Material:

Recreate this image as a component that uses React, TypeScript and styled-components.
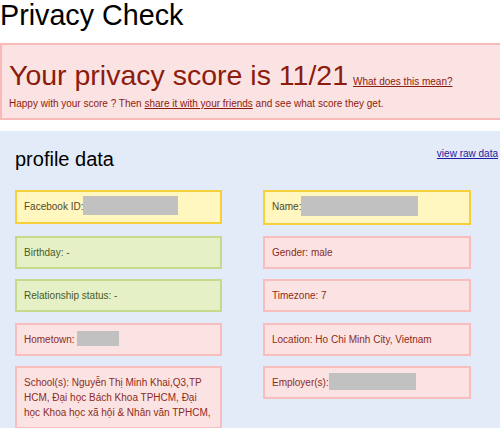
import React from "react";
import styled, { createGlobalStyle } from "styled-components";

const GlobalStyle = createGlobalStyle`
  html, body {
    margin: 0;
    padding: 0;
    background: #ffffff;
    overflow: hidden;
  }
  body {
    font-family: "Liberation Sans", Arial, sans-serif;
    color: #000000;
  }
`;

type Tone = "yellow" | "green" | "pink";

const tones: Record<Tone, { bg: string; border: string; text: string }> = {
  yellow: { bg: "#fff6c0", border: "#f6cf3a", text: "#54491f" },
  green: { bg: "#e6f0c6", border: "#c6da8b", text: "#4b5a21" },
  pink: { bg: "#fce3e3", border: "#f8bebe", text: "#8c2c20" },
};

const Page = styled.div`
  width: 500px;
`;

const Title = styled.h1`
  margin: 0;
  font-size: 28.7px;
  font-weight: normal;
  line-height: 30px;
`;

const ScoreBox = styled.div`
  margin-top: 13px;
  width: calc(100% + 20px);
  box-sizing: border-box;
  background: #fce3e3;
  border: 2px solid #f8b9b9;
  padding: 13px 7px 8px 7px;
  color: #8b1c0e;
`;

const ScoreLine = styled.div`
  font-size: 28.5px;
  line-height: 34px;
  white-space: nowrap;
`;

const SmallLink = styled.a`
  font-size: 10px;
  line-height: 10px;
  color: inherit;
  text-decoration: underline;
  margin-left: 5px;
`;

const ShareLine = styled.div`
  margin-top: 5px;
  font-size: 10px;
  line-height: 13px;

  a {
    color: inherit;
    text-decoration: underline;
  }
`;

const Panel = styled.div`
  margin-top: 11px;
  background: #e3eaf8;
  padding: 16px 2px 20px 15px;
  min-height: 300px;
`;

const PanelHeader = styled.div`
  display: flex;
  justify-content: space-between;
  align-items: flex-start;
`;

const Heading = styled.h2`
  margin: 0;
  font-size: 20px;
  font-weight: normal;
  line-height: 24px;
`;

const RawLink = styled.a`
  font-size: 10px;
  line-height: 13px;
  color: #1c1ca0;
  text-decoration: underline;
`;

const Grid = styled.div`
  margin-top: 19px;
  display: grid;
  grid-template-columns: 207px 208px;
  column-gap: 41px;
  row-gap: 10.5px;
  align-items: start;
`;

const Field = styled.div<{ $tone: Tone }>`
  box-sizing: border-box;
  min-height: 33px;
  padding: 7px 7px;
  font-size: 10px;
  line-height: 15px;
  white-space: nowrap;
  background: ${(p) => tones[p.$tone].bg};
  border: 2px solid ${(p) => tones[p.$tone].border};
  color: ${(p) => tones[p.$tone].text};
`;

const Redacted = styled.span<{ $w: number; $h: number; $dy: number }>`
  display: inline-block;
  width: ${(p) => p.$w}px;
  height: ${(p) => p.$h}px;
  margin-top: -10px;
  background: #c1c1c1;
  vertical-align: ${(p) => -p.$dy}px;
`;

export default function App() {
  return (
    <Page>
      <GlobalStyle />
      <Title>Privacy Check</Title>
      <ScoreBox>
        <ScoreLine>
          Your privacy score is 11/21
          <SmallLink href="#">What does this mean?</SmallLink>
        </ScoreLine>
        <ShareLine>
          Happy with your score ? Then <a href="#">share it with your friends</a> and see
          what score they get.
        </ShareLine>
      </ScoreBox>
      <Panel>
        <PanelHeader>
          <Heading>profile data</Heading>
          <RawLink href="#">view raw data</RawLink>
        </PanelHeader>
        <Grid>
          <Field $tone="yellow">
            Facebook ID:<Redacted $w={95} $h={19} $dy={5} />
          </Field>
          <Field $tone="yellow">
            Name:<Redacted $w={117} $h={20} $dy={6} />
          </Field>
          <Field $tone="green">Birthday: -</Field>
          <Field $tone="pink">Gender: male</Field>
          <Field $tone="green">Relationship status: -</Field>
          <Field $tone="pink">Timezone: 7</Field>
          <Field $tone="pink">
            Hometown: <Redacted $w={42} $h={15} $dy={3} />
          </Field>
          <Field $tone="pink">Location: Ho Chi Minh City, Vietnam</Field>
          <Field $tone="pink">
            School(s): Nguyễn Thị Minh Khai,Q3,TP
            <br />
            HCM, Đại học Bách Khoa TPHCM, Đại
            <br />
            học Khoa học xã hội &amp; Nhân văn TPHCM,
          </Field>
          <Field $tone="pink">
            Employer(s):<Redacted $w={87} $h={17} $dy={4} />
          </Field>
        </Grid>
      </Panel>
    </Page>
  );
}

Short problem:
Without the pictures, copy the material exactly as given.

The solution:
Recreate this image as a component that uses React, TypeScript and styled-components.
import React from "react";
import styled, { createGlobalStyle } from "styled-components";

const GlobalStyle = createGlobalStyle`
  html, body {
    margin: 0;
    padding: 0;
    background: #ffffff;
    overflow: hidden;
  }
  body {
    font-family: "Liberation Sans", Arial, sans-serif;
    color: #000000;
  }
`;

type Tone = "yellow" | "green" | "pink";

const tones: Record<Tone, { bg: string; border: string; text: string }> = {
  yellow: { bg: "#fff6c0", border: "#f6cf3a", text: "#54491f" },
  green: { bg: "#e6f0c6", border: "#c6da8b", text: "#4b5a21" },
  pink: { bg: "#fce3e3", border: "#f8bebe", text: "#8c2c20" },
};

const Page = styled.div`
  width: 500px;
`;

const Title = styled.h1`
  margin: 0;
  font-size: 28.7px;
  font-weight: normal;
  line-height: 30px;
`;

const ScoreBox = styled.div`
  margin-top: 13px;
  width: calc(100% + 20px);
  box-sizing: border-box;
  background: #fce3e3;
  border: 2px solid #f8b9b9;
  padding: 13px 7px 8px 7px;
  color: #8b1c0e;
`;

const ScoreLine = styled.div`
  font-size: 28.5px;
  line-height: 34px;
  white-space: nowrap;
`;

const SmallLink = styled.a`
  font-size: 10px;
  line-height: 10px;
  color: inherit;
  text-decoration: underline;
  margin-left: 5px;
`;

const ShareLine = styled.div`
  margin-top: 5px;
  font-size: 10px;
  line-height: 13px;

  a {
    color: inherit;
    text-decoration: underline;
  }
`;

const Panel = styled.div`
  margin-top: 11px;
  background: #e3eaf8;
  padding: 16px 2px 20px 15px;
  min-height: 300px;
`;

const PanelHeader = styled.div`
  display: flex;
  justify-content: space-between;
  align-items: flex-start;
`;

const Heading = styled.h2`
  margin: 0;
  font-size: 20px;
  font-weight: normal;
  line-height: 24px;
`;

const RawLink = styled.a`
  font-size: 10px;
  line-height: 13px;
  color: #1c1ca0;
  text-decoration: underline;
`;

const Grid = styled.div`
  margin-top: 19px;
  display: grid;
  grid-template-columns: 207px 208px;
  column-gap: 41px;
  row-gap: 10.5px;
  align-items: start;
`;

const Field = styled.div<{ $tone: Tone }>`
  box-sizing: border-box;
  min-height: 33px;
  padding: 7px 7px;
  font-size: 10px;
  line-height: 15px;
  white-space: nowrap;
  background: ${(p) => tones[p.$tone].bg};
  border: 2px solid ${(p) => tones[p.$tone].border};
  color: ${(p) => tones[p.$tone].text};
`;

const Redacted = styled.span<{ $w: number; $h: number; $dy: number }>`
  display: inline-block;
  width: ${(p) => p.$w}px;
  height: ${(p) => p.$h}px;
  margin-top: -10px;
  background: #c1c1c1;
  vertical-align: ${(p) => -p.$dy}px;
`;

export default function App() {
  return (
    <Page>
      <GlobalStyle />
      <Title>Privacy Check</Title>
      <ScoreBox>
        <ScoreLine>
          Your privacy score is 11/21
          <SmallLink href="#">What does this mean?</SmallLink>
        </ScoreLine>
        <ShareLine>
          Happy with your score ? Then <a href="#">share it with your friends</a> and see
          what score they get.
        </ShareLine>
      </ScoreBox>
      <Panel>
        <PanelHeader>
          <Heading>profile data</Heading>
          <RawLink href="#">view raw data</RawLink>
        </PanelHeader>
        <Grid>
          <Field $tone="yellow">
            Facebook ID:<Redacted $w={95} $h={19} $dy={5} />
          </Field>
          <Field $tone="yellow">
            Name:<Redacted $w={117} $h={20} $dy={6} />
          </Field>
          <Field $tone="green">Birthday: -</Field>
          <Field $tone="pink">Gender: male</Field>
          <Field $tone="green">Relationship status: -</Field>
          <Field $tone="pink">Timezone: 7</Field>
          <Field $tone="pink">
            Hometown: <Redacted $w={42} $h={15} $dy={3} />
          </Field>
          <Field $tone="pink">Location: Ho Chi Minh City, Vietnam</Field>
          <Field $tone="pink">
            School(s): Nguyễn Thị Minh Khai,Q3,TP
            <br />
            HCM, Đại học Bách Khoa TPHCM, Đại
            <br />
            học Khoa học xã hội &amp; Nhân văn TPHCM,
          </Field>
          <Field $tone="pink">
            Employer(s):<Redacted $w={87} $h={17} $dy={4} />
          </Field>
        </Grid>
      </Panel>
    </Page>
  );
}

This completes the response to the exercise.